-- Problem to work on --
Of all the lines in the material, how many include the word "React"? Reply with the number alone.

— start —

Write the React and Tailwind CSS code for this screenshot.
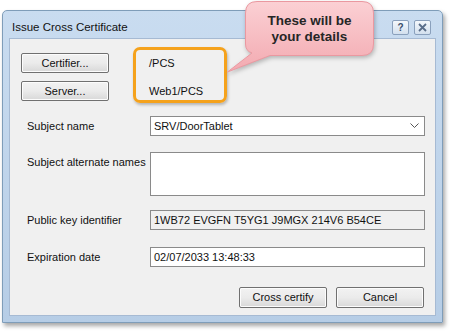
import React from "react";

function WinButton({ children, className = "" }) {
  return (
    <div
      className={
        "flex items-center justify-center border border-[#707070] rounded-[2px] bg-gradient-to-b from-[#f2f2f2] via-[#ebebeb] to-[#d8d8d8] shadow-[inset_0_0_0_1px_#fcfcfc] text-[11px] text-[#111] " +
        className
      }
    >
      {children}
    </div>
  );
}

function Field({ children, className = "", gray = false }) {
  return (
    <div
      className={
        "flex items-center border border-[#8a8a8a] px-[3px] text-[11px] text-[#111] " +
        (gray ? "bg-[#f0f0f0] " : "bg-white ") +
        className
      }
    >
      {children}
    </div>
  );
}

export default function App() {
  return (
    <div
      className="relative w-[454px] h-[334px] bg-white overflow-hidden"
      style={{ fontFamily: '"Liberation Sans", Arial, sans-serif' }}
    >
      <div className="pt-[10px] pl-[2px]">
        {/* Window */}
        <div className="w-[441px] h-[313px] flex flex-col border border-[#7f9db9] rounded-t-[5px] bg-gradient-to-b from-[#c9dcf0] to-[#b6cde6] shadow-[2px_3px_4px_rgba(0,0,0,0.35)]">
          {/* Title bar */}
          <div className="h-[27px] flex items-start justify-between pl-[9px] pr-[11px]">
            <div className="pt-[9px] text-[11.5px] leading-[14px] text-[#111]">
              Issue Cross Certificate
            </div>
            <div className="flex gap-[5px] pt-[9px]">
              <div className="w-[17px] h-[15px] flex items-center justify-center border border-[#8aa0bc] rounded-[2px] bg-gradient-to-b from-[#f4f8fc] to-[#d3e0ee] text-[10px] font-bold text-[#3a4e6a] leading-none">
                ?
              </div>
              <div className="w-[17px] h-[15px] flex items-center justify-center border border-[#8aa0bc] rounded-[2px] bg-gradient-to-b from-[#f4f8fc] to-[#d3e0ee]">
                <svg width="9" height="9" viewBox="0 0 9 9">
                  <path d="M1 1 L8 8 M8 1 L1 8" stroke="#5a6e8a" strokeWidth="1.8" />
                </svg>
              </div>
            </div>
          </div>
          {/* Client area */}
          <div className="mx-[6px] mb-[6px] flex-1 bg-[#f0f0f0] border border-[#a6bad3] flex flex-col">
            <div className="pt-[14px] pl-[11px] flex flex-col gap-[8px]">
              <div className="flex items-center">
                <WinButton className="w-[88px] h-[20px]">Certifier...</WinButton>
                <div className="ml-[40px] text-[11px] text-[#111]">/PCS</div>
              </div>
              <div className="flex items-center">
                <WinButton className="w-[88px] h-[20px]">Server...</WinButton>
                <div className="ml-[40px] text-[11px] text-[#111]">Web1/PCS</div>
              </div>
            </div>

            <div className="mt-[15px] pl-[17px] pr-[10px] flex flex-col text-[11px] text-[#111]">
              <div className="flex items-center h-[20px]">
                <div className="w-[123px]">Subject name</div>
                <Field className="flex-1 h-[20px] justify-between">
                  <span>SRV/DoorTablet</span>
                  <svg width="9" height="6" viewBox="0 0 9 6" className="mr-[2px]">
                    <path d="M0.5 0.5 L4.5 4.5 L8.5 0.5" stroke="#555" strokeWidth="1" fill="none" />
                  </svg>
                </Field>
              </div>
              <div className="flex items-start mt-[16px]">
                <div className="w-[123px] pt-[2px]">Subject alternate names</div>
                <Field className="flex-1 h-[44px]" />
              </div>
              <div className="flex items-center mt-[14px]">
                <div className="w-[123px]">Public key identifier</div>
                <Field gray className="flex-1 h-[20px]">
                  1WB72 EVGFN T5YG1 J9MGX 214V6 B54CE
                </Field>
              </div>
              <div className="flex items-center mt-[17px]">
                <div className="w-[123px]">Expiration date</div>
                <Field className="flex-1 h-[20px]">02/07/2033 13:48:33</Field>
              </div>
            </div>

            <div className="mt-[20px] pr-[11px] flex justify-end gap-[9px]">
              <WinButton className="w-[88px] h-[21px]">Cross certify</WinButton>
              <WinButton className="w-[88px] h-[21px]">Cancel</WinButton>
            </div>
          </div>
        </div>
      </div>

      {/* Orange highlight box */}
      <div className="absolute left-[133px] top-[47px] w-[94px] h-[56px] border-[3px] border-[#f5a21c] rounded-[7px] shadow-[1px_2px_3px_rgba(0,0,0,0.25)]" />

      {/* Callout */}
      <svg
        className="absolute left-0 top-0 drop-shadow-[1px_2px_2px_rgba(0,0,0,0.25)]"
        width="454"
        height="80"
        viewBox="0 0 454 80"
      >
        <defs>
          <linearGradient id="pink" x1="0" y1="0" x2="0" y2="1">
            <stop offset="0" stopColor="#fbd0d4" />
            <stop offset="1" stopColor="#f3aab1" />
          </linearGradient>
        </defs>
        <path
          d="M257 1.5 H362 Q373.5 1.5 373.5 13 V44 Q373.5 55.5 362 55.5 H270 L227.5 72 L252 53 Q245.5 51 245.5 44 V13 Q245.5 1.5 257 1.5 Z"
          fill="url(#pink)"
          stroke="#ea98a0"
          strokeWidth="1"
        />
      </svg>
      <div className="absolute left-[245px] top-[13px] w-[129px] text-center text-[13.5px] leading-[16px] font-bold text-[#262626]">
        These will be
        <br />
        your details
      </div>
    </div>
  );
}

— end —

-- Written answer --
2